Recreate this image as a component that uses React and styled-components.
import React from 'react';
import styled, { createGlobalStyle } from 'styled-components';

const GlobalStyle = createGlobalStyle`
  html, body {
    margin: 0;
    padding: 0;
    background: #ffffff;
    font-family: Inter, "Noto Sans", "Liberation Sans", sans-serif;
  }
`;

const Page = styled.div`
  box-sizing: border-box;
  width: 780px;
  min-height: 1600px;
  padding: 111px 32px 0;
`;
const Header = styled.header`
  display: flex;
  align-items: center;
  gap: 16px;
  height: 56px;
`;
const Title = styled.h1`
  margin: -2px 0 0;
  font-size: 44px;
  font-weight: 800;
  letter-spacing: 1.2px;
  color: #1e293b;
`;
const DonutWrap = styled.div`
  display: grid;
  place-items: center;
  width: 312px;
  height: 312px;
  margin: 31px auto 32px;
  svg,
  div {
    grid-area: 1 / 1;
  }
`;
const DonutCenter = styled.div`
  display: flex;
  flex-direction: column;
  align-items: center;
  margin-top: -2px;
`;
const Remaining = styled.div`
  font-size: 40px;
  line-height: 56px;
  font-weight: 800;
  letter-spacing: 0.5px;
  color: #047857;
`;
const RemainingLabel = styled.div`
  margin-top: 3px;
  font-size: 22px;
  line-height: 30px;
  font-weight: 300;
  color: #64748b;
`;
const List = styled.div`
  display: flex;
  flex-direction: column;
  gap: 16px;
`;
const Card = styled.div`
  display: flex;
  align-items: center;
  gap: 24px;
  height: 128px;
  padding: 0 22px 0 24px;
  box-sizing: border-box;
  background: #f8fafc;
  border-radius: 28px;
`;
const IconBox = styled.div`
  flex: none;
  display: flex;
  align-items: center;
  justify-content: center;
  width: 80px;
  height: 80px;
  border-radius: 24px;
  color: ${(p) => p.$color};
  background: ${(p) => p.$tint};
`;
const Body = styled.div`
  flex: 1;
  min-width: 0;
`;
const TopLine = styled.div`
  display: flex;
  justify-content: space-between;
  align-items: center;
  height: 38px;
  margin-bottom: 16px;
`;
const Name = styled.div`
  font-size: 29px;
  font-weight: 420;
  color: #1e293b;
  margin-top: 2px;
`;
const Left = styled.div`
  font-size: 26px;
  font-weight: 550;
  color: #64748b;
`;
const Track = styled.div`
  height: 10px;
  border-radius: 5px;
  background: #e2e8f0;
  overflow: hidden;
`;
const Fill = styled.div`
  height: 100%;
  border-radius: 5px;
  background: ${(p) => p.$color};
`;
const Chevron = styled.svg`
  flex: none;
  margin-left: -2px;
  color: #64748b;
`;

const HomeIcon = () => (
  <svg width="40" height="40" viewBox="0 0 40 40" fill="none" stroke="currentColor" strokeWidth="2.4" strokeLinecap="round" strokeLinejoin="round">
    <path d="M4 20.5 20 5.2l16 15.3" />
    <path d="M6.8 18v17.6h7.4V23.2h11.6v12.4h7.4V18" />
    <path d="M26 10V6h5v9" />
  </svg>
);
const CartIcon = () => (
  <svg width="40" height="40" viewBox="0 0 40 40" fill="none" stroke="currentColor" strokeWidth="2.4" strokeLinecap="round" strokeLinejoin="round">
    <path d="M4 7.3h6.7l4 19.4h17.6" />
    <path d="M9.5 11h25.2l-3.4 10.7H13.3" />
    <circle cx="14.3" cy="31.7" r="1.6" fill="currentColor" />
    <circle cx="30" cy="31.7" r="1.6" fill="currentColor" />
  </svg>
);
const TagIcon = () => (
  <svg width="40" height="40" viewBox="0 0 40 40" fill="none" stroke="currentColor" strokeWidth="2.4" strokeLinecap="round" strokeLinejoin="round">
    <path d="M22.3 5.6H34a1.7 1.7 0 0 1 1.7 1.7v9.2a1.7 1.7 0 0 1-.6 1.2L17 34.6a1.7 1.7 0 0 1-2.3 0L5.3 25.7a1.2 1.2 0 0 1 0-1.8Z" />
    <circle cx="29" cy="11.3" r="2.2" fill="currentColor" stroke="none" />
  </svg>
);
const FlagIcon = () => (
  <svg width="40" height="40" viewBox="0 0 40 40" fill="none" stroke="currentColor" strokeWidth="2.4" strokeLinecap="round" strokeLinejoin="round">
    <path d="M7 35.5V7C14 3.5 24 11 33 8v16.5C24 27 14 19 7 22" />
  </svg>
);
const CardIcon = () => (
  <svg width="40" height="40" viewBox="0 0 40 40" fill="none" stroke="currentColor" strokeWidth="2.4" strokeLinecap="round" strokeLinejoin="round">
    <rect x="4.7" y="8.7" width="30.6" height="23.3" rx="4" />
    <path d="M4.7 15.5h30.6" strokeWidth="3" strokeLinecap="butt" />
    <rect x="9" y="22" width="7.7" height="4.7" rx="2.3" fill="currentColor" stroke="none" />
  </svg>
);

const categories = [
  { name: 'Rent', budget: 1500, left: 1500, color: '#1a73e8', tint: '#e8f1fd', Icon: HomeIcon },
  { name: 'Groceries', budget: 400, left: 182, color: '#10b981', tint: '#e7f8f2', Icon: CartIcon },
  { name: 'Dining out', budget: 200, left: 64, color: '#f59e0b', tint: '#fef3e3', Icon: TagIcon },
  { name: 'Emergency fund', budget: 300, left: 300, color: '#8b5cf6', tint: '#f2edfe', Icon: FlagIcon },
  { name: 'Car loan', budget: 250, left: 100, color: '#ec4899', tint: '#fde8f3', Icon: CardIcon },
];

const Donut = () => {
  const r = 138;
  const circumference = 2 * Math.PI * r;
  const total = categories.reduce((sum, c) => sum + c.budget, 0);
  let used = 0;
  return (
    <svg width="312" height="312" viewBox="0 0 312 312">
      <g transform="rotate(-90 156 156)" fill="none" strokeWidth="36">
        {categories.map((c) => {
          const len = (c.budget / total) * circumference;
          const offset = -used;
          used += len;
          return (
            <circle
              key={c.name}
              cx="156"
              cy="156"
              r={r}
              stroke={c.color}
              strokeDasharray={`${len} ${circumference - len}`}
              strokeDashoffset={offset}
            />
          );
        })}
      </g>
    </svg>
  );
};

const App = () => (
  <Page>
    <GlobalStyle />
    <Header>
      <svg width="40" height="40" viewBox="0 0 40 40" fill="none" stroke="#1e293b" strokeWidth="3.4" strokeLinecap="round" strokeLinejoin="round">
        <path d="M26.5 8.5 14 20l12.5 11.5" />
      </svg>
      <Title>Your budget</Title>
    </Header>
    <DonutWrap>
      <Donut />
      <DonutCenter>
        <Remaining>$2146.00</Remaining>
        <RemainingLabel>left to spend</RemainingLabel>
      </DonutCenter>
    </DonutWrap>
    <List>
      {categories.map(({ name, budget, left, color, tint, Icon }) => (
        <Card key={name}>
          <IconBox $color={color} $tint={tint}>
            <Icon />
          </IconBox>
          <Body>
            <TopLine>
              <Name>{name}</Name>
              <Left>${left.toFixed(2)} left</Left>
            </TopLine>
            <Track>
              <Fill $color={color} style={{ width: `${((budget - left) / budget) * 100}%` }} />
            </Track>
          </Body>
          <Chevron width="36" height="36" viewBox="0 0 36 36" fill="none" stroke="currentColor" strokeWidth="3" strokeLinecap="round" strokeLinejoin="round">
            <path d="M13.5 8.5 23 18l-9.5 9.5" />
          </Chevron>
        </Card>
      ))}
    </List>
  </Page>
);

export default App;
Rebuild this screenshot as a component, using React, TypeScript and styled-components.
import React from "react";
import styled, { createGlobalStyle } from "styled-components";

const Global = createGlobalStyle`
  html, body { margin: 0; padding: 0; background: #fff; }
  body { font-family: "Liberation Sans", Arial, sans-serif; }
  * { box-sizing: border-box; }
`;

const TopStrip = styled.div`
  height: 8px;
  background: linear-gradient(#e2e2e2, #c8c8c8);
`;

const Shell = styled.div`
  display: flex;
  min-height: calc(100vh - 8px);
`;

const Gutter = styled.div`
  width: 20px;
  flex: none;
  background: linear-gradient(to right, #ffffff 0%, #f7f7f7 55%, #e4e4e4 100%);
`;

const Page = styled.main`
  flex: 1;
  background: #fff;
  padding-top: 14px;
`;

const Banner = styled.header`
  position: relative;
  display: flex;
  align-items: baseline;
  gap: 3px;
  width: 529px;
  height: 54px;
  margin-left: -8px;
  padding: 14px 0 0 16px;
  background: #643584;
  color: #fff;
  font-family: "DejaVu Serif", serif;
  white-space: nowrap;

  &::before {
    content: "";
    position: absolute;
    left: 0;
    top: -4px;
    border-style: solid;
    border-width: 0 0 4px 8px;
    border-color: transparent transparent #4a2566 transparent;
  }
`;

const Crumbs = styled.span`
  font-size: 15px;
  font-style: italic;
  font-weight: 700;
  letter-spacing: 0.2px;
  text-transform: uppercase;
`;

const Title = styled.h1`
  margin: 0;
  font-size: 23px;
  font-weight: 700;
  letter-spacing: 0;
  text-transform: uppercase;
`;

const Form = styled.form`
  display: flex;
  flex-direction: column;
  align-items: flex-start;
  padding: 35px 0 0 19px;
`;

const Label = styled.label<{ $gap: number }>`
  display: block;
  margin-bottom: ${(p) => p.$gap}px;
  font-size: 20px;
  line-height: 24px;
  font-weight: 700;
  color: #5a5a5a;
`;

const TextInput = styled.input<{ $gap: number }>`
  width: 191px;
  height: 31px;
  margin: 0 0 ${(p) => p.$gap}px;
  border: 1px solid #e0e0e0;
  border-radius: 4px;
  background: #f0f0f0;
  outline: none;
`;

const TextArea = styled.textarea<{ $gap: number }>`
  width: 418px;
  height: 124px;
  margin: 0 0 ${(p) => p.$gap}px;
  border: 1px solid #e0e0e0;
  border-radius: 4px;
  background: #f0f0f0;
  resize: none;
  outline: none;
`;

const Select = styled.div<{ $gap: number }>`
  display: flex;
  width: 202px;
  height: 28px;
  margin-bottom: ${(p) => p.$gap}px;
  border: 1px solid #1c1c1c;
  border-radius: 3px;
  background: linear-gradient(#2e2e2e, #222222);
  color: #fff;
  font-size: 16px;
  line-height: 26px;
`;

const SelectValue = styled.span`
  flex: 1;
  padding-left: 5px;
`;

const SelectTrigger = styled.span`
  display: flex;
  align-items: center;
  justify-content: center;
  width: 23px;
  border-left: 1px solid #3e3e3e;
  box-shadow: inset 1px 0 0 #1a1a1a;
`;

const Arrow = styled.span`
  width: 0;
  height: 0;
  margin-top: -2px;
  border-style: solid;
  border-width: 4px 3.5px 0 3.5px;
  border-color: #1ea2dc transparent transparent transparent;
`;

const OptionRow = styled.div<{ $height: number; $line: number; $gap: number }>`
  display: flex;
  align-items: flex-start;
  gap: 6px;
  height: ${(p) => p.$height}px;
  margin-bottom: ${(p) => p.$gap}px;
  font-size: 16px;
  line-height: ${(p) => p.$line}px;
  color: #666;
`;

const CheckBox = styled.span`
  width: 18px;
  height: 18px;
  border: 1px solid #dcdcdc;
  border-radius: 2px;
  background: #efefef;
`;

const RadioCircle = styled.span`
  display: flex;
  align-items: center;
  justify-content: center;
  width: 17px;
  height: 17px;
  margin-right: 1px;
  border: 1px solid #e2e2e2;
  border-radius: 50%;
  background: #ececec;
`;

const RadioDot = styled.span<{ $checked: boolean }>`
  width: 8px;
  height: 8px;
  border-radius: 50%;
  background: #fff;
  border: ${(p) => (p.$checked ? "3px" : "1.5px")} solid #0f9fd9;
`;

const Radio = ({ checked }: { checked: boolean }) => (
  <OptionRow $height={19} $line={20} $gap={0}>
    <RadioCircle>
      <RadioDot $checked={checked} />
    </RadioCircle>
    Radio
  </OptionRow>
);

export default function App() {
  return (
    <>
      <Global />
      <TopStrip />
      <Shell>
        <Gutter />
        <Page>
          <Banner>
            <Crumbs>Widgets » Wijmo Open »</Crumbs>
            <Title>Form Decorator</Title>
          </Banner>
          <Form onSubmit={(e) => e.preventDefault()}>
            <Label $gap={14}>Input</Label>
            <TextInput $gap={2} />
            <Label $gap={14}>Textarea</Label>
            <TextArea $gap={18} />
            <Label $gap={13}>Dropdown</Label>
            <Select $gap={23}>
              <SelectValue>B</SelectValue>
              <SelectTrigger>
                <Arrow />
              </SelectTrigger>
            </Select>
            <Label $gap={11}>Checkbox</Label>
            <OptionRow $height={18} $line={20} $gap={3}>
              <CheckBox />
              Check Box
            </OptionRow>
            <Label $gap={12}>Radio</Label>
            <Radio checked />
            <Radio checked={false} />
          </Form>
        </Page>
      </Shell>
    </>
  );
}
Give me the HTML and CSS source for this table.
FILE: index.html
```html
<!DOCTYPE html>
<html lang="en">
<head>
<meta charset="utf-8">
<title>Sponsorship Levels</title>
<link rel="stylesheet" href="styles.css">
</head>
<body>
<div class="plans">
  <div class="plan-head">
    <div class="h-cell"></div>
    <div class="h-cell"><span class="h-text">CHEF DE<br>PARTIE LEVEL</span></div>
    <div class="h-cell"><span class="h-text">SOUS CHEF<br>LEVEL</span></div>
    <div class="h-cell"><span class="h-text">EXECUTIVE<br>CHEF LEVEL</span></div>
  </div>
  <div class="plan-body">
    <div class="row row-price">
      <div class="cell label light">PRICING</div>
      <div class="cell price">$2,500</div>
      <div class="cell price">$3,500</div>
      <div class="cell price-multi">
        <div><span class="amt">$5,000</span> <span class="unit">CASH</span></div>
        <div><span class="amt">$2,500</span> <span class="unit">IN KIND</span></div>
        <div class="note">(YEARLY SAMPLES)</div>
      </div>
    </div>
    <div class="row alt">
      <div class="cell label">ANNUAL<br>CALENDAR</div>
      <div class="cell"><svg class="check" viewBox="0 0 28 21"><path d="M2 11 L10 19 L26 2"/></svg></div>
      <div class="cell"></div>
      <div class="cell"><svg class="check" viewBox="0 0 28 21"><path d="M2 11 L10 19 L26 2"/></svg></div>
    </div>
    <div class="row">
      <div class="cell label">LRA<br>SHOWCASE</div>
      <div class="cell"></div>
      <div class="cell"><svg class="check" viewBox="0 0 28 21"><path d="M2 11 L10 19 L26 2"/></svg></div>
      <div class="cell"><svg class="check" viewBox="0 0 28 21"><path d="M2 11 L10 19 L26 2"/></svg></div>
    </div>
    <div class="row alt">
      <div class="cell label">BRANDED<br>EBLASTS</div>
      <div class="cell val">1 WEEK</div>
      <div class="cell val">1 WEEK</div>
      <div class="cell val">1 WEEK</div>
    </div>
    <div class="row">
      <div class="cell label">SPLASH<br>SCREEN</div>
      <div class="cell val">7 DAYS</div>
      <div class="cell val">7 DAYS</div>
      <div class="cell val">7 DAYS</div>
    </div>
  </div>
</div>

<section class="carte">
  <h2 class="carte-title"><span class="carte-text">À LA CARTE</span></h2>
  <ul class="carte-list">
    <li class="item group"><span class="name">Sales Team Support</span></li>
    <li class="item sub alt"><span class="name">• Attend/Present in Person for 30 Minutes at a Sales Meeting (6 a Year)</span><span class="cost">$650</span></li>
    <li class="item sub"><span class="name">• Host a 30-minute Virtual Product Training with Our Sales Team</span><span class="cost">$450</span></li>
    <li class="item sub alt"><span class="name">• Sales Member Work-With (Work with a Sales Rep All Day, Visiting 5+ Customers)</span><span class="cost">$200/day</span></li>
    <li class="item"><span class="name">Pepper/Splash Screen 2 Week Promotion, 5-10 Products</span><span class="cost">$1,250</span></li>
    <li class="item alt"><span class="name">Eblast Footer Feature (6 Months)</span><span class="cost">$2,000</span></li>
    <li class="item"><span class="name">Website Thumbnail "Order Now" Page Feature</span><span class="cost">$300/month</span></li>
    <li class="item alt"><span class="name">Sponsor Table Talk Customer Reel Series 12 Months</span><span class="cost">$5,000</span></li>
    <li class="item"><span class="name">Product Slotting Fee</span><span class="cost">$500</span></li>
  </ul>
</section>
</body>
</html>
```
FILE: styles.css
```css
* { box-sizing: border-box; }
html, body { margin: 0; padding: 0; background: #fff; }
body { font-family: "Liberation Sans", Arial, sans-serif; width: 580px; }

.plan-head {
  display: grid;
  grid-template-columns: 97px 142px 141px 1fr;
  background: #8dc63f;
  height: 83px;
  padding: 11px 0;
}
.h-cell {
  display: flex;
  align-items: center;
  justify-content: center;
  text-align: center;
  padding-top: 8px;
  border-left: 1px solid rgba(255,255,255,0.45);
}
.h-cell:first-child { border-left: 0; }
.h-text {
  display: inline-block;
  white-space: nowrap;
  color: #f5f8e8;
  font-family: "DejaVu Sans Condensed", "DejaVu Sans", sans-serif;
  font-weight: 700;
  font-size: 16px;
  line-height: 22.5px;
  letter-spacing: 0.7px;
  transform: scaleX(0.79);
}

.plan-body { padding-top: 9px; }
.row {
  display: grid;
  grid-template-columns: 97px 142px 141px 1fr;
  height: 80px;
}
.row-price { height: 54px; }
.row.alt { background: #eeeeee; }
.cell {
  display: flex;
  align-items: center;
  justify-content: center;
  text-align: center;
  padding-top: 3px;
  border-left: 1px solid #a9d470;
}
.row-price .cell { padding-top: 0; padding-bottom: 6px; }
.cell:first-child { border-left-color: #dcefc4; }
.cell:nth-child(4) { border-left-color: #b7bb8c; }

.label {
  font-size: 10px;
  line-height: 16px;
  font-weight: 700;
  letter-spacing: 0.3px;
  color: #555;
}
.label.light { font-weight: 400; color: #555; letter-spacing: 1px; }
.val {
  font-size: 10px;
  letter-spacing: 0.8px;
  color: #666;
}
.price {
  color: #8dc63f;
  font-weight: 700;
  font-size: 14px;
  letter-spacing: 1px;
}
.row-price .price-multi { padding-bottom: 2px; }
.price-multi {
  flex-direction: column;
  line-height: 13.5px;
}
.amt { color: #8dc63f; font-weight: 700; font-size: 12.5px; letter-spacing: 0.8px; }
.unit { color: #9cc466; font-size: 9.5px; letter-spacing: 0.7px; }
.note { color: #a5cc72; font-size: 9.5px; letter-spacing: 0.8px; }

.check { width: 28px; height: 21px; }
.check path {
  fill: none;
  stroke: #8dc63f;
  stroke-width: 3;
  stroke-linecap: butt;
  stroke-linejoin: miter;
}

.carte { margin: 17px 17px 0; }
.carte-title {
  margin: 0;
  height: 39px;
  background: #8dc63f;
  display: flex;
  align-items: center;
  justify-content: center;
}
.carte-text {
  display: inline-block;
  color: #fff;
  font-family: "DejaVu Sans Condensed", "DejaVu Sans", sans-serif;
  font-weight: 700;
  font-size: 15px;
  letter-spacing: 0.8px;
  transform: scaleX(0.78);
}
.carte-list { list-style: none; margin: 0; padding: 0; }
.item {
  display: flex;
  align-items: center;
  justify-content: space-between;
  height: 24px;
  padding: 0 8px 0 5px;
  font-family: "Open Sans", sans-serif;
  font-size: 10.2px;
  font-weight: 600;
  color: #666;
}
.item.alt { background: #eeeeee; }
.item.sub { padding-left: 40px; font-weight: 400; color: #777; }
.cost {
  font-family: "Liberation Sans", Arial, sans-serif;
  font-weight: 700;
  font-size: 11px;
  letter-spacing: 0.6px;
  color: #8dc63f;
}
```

----------

Where a line in the entries holds the word "components", copy that line.

Recreate this image as a component that uses React and styled-components.
import styled, { createGlobalStyle } from 'styled-components';
Rebuild this screenshot as a component, using React, TypeScript and styled-components.
import styled, { createGlobalStyle } from "styled-components";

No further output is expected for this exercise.